The very top of the type hierarchy is type Copula, which subsumes all other types of copulas. It splits up into bivariate pair copulas of type PairCop on the one side, and type PCC on the other side.

PCC represents pair copula constructions. This is a flexible way of constructing higher-dimensional copulas, where any subtype of type PairCop can be used as a bivariate building block.

Furthermore, there are different types of PairCop copulas. One fundamental type of pair copulas is the family of parametric copulas, represented by type AbstractParamPC. Parametric copulas also can be used as starting point for the creation of new pair copulas.

One way to create new pair copulas is through application of a copula modification, which for example could be a rotation or a reflection. These types of modified copulas are subsumed in type ModPC, and their type hierarchy is shown more elaborately below.

A different way to create new pair copulas is through convex combination of existing pair copulas, called mixture copulas, and is implemented as type MixPC.

Note that we face a reflexive structure at this point: ModPC and MixPC types both are built on pair copulas, but they are pair copulas themselves, too.

Parametric pair copulas build the very core of this package, as they are required both as starting point for copula modifications and for pair copula constructions. However, most parametric copula families are not yet implemented in core Julia yet. Hence, in the meantime, there exist two different representations of parametric copulas: ParamPC, which is a pure Julia implementation for a few parametric families, and ParamPC_Cpp, which makes use of the C++ copula package VineCopulaCPP.

Every abstraction on top of parametric copulas, however, is written in pure Julia.

Possible extensions in the type hierarchy are:

• multivariate parametric copulas
• multivariate non-parametric copulas
• bivariate non-parametric copulas

Pair copula construction: related types

A pair copula basically consists of two things: a description of the density decomposition (called vine), and copulas to capture the dependency between individual pairwise relations.

The conventional way to represent a density decomposition is through an R-Vine matrix. However, a vine evenly could be described as an array of individual conditioning trees, one for each variable.

There are two different representations of conditioning trees: types CTreePaths and CTreeParRef. For reasons of efficiency, however, a Vine is not stored as Array of AbstractCTree, but as a single two-dimensional matrix, where each column is a conditioning tree in parent referencing notation.

Copula modifications

A copula modification consists of a given pair copula together with some modification operation.
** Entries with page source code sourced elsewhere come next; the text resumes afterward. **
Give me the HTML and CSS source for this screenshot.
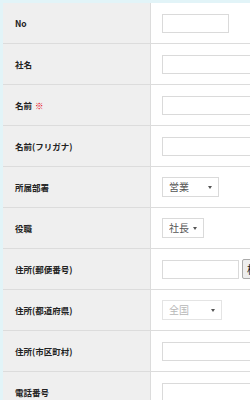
FILE: index.html
```html
<!DOCTYPE html>
<html lang="ja">
<head>
  <meta charset="UTF-8">
  <meta name="viewport" content="width=device-width, initial-scale=1.0">
  <title>会員登録</title>
  <link rel="stylesheet" href="styles.css">
</head>
<body>
  <form class="entry-form">
    <div class="row">
      <div class="label">No</div>
      <div class="field"><input class="text short" type="text"></div>
    </div>
    <div class="row">
      <div class="label">社名</div>
      <div class="field"><input class="text" type="text"></div>
    </div>
    <div class="row">
      <div class="label">名前 <span class="req">※</span></div>
      <div class="field"><input class="text" type="text"></div>
    </div>
    <div class="row">
      <div class="label">名前(フリガナ)</div>
      <div class="field"><input class="text" type="text"></div>
    </div>
    <div class="row">
      <div class="label">所属部署</div>
      <div class="field">
        <span class="select dept"><select><option>営業</option></select></span>
      </div>
    </div>
    <div class="row">
      <div class="label">役職</div>
      <div class="field">
        <span class="select post"><select><option>社長</option></select></span>
      </div>
    </div>
    <div class="row">
      <div class="label">住所(郵便番号)</div>
      <div class="field">
        <input class="text zip" type="text">
        <button class="btn" type="button">検索</button>
      </div>
    </div>
    <div class="row">
      <div class="label">住所(都道府県)</div>
      <div class="field">
        <span class="select pref"><select disabled><option>全国</option></select></span>
      </div>
    </div>
    <div class="row">
      <div class="label">住所(市区町村)</div>
      <div class="field"><input class="text" type="text"></div>
    </div>
    <div class="row">
      <div class="label">電話番号</div>
      <div class="field"><input class="text" type="text"></div>
    </div>
  </form>
</body>
</html>
```

FILE: styles.css
```css
body {
  margin: 0;
  padding: 3px 0 0 3px;
  background: #e2f4f8;
  overflow: hidden;
  font-family: "Noto Sans CJK JP", "Noto Sans", sans-serif;
}
.entry-form {
  width: 420px;
  background: #fff;
}
.row {
  display: flex;
  height: 41px;
  box-sizing: border-box;
  border-bottom: 1px solid #dcdcdc;
}
.label {
  width: 148px;
  box-sizing: border-box;
  border-right: 1px solid #dcdcdc;
  background: #efefef;
  padding-left: 12px;
  display: flex;
  align-items: center;
  font-size: 8.5px;
  font-weight: bold;
  color: #222;
  white-space: nowrap;
}
.req {
  color: #e60012;
  margin-left: 3px;
}
.field {
  flex: 1;
  display: flex;
  align-items: center;
  gap: 3px;
  padding-left: 11px;
}
.text {
  width: 240px;
  height: 19px;
  box-sizing: border-box;
  border: 1px solid #dadada;
  margin: 0;
  padding: 0 4px;
  font-size: 10px;
}
.text.short {
  width: 67px;
}
.text.zip {
  width: 77px;
}
.btn {
  height: 20px;
  margin: 0;
  padding: 0 4px;
  border: 1px solid #aaa;
  border-radius: 2px;
  background: #eee;
  font-family: inherit;
  font-size: 11px;
  color: #222;
}
.select {
  position: relative;
  display: inline-block;
  line-height: 0;
}
.select select {
  appearance: none;
  -webkit-appearance: none;
  height: 20px;
  margin: 0;
  padding: 0 0 1px 6px;
  border: 1px solid #dadada;
  background: #fff;
  font-family: inherit;
  font-size: 10px;
  color: #555;
}
.select::after {
  content: "";
  position: absolute;
  top: 9px;
  right: 7px;
  border-left: 2px solid transparent;
  border-right: 2px solid transparent;
  border-top: 3px solid #555;
  pointer-events: none;
}
.select.dept select {
  width: 57px;
}
.select.post select {
  width: 42px;
}
.select.pref select {
  width: 60px;
  color: #999;
}
```
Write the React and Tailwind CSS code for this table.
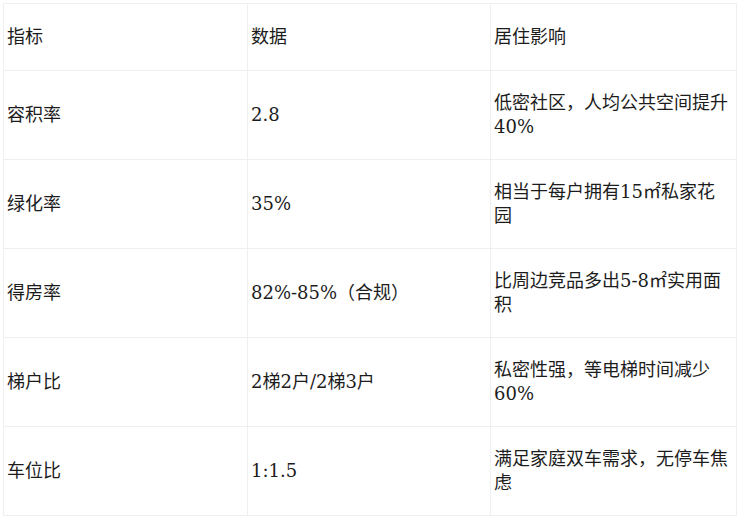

The most prominent such modifications are rotations and reflections.

As there has not yet evolved any standard of whether rotations are defined clockwise or counter-clockwise, both ways are implemented.

Copula theory

For details on the underlying copula theory take a look at my research notes.

Acknowledgements

In its current version, Copulas.jl basically is only a wrapper to the fabulous VineCopulaCPP c++ library of Malte Kurz. VineCopulaCPP is a well tested library comprising parametric copulas with all their respective functions (pdf, cdf,…), as well as simulation routines and optimization algorithms for copula estimation.